• Information provided

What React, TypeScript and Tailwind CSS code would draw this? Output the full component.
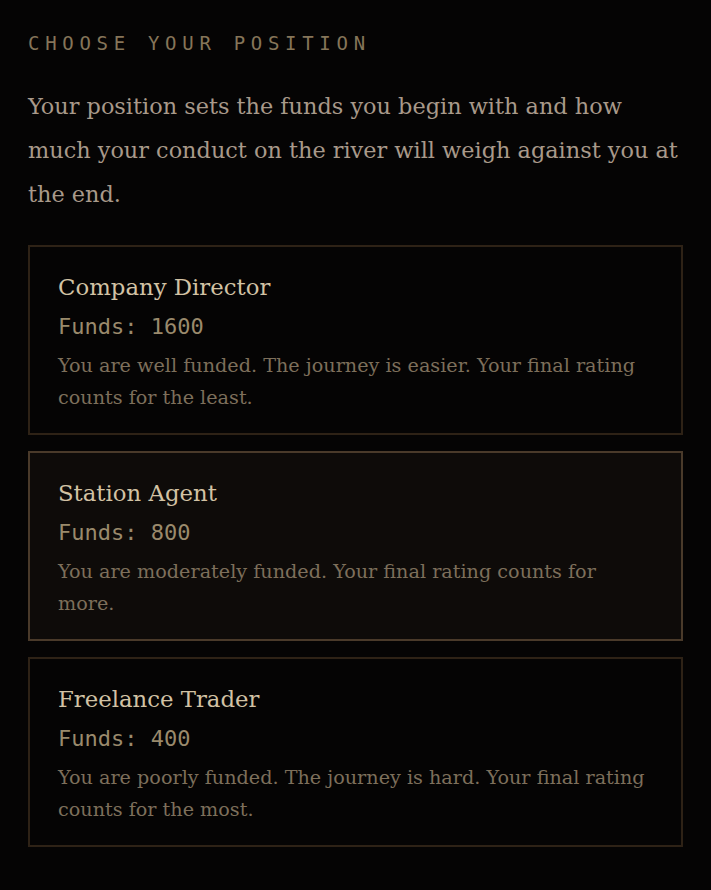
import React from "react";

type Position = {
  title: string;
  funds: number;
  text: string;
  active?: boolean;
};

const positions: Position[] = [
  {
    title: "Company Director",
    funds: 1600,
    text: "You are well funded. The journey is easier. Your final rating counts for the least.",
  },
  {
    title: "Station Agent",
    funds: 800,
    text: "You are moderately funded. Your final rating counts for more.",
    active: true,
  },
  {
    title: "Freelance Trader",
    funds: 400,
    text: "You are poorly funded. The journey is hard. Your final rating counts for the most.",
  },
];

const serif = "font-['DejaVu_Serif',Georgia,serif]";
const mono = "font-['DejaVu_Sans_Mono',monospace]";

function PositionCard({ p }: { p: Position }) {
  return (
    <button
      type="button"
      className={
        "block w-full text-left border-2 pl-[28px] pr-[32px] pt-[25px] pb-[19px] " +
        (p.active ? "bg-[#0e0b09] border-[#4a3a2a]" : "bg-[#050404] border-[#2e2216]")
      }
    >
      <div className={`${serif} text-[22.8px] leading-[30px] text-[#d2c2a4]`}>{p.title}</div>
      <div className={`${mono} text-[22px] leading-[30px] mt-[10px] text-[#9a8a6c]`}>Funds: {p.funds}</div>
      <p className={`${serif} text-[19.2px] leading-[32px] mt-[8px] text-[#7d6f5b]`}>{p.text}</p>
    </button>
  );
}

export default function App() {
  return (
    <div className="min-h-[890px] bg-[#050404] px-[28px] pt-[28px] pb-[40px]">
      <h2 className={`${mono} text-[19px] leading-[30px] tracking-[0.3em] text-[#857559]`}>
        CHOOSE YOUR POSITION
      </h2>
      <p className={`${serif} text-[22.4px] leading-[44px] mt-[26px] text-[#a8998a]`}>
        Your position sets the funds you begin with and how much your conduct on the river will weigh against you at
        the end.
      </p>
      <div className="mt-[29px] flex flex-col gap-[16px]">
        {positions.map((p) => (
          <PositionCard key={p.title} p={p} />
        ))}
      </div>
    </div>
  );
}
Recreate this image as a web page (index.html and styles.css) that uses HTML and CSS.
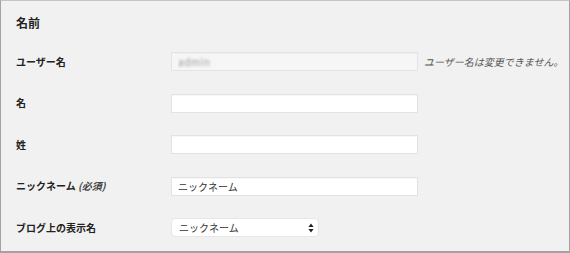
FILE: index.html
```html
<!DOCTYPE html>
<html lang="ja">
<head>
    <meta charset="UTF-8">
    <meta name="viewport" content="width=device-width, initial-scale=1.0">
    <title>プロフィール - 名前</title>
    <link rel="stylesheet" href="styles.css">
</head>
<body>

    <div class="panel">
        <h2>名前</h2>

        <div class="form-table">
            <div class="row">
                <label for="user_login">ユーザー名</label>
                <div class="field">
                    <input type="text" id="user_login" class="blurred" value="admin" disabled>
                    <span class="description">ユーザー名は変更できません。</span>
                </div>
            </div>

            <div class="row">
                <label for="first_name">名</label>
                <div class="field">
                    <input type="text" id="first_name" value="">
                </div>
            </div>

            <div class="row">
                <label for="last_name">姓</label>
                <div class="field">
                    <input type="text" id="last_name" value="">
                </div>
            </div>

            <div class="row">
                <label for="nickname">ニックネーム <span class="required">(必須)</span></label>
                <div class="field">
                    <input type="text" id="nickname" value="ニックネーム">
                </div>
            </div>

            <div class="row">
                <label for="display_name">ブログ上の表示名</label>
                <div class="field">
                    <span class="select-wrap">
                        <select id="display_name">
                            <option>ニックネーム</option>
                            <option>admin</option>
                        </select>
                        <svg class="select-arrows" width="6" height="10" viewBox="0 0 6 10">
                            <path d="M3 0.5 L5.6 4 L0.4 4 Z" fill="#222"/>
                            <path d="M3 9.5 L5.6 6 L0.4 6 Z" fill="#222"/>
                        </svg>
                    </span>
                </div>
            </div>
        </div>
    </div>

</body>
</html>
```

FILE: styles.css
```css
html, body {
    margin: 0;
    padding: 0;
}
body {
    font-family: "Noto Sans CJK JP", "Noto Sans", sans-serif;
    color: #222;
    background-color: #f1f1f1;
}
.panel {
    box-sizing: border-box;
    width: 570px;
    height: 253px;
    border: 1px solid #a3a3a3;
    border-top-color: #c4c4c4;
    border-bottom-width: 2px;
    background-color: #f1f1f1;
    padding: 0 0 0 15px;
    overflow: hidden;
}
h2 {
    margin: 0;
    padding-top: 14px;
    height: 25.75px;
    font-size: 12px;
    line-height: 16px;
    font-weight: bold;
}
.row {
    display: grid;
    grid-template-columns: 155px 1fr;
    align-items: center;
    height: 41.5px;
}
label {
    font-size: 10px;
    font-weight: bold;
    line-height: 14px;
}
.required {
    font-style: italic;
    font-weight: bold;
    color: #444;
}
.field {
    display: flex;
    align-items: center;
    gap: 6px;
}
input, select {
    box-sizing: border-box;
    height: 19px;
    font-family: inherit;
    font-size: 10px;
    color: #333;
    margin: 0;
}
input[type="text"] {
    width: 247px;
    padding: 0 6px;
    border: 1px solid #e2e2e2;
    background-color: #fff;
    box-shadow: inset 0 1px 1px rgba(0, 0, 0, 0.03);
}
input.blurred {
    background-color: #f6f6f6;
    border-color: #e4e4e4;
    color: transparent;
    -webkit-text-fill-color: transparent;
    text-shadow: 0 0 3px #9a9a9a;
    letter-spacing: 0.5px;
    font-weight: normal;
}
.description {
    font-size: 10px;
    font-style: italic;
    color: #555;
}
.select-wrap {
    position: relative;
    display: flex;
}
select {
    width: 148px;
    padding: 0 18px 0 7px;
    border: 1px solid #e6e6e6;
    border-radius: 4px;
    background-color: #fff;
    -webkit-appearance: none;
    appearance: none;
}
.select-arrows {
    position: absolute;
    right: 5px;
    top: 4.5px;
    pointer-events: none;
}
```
* * *
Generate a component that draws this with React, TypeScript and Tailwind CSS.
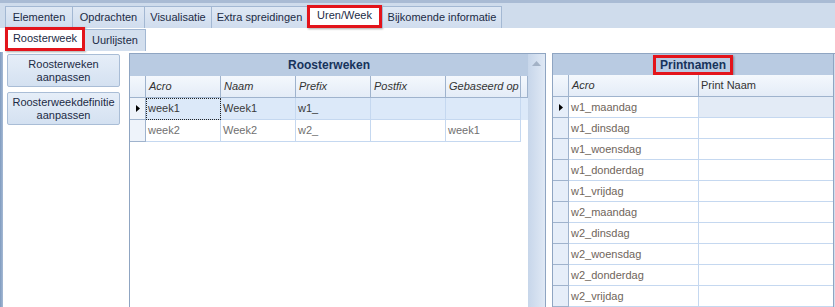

• What is required
Report each line of the material above where the word "that" appears.

• Solution to the problem
Recreate this image as a web page (index.html and styles.css) that uses HTML and CSS.
Generate a component that draws this with React, TypeScript and Tailwind CSS.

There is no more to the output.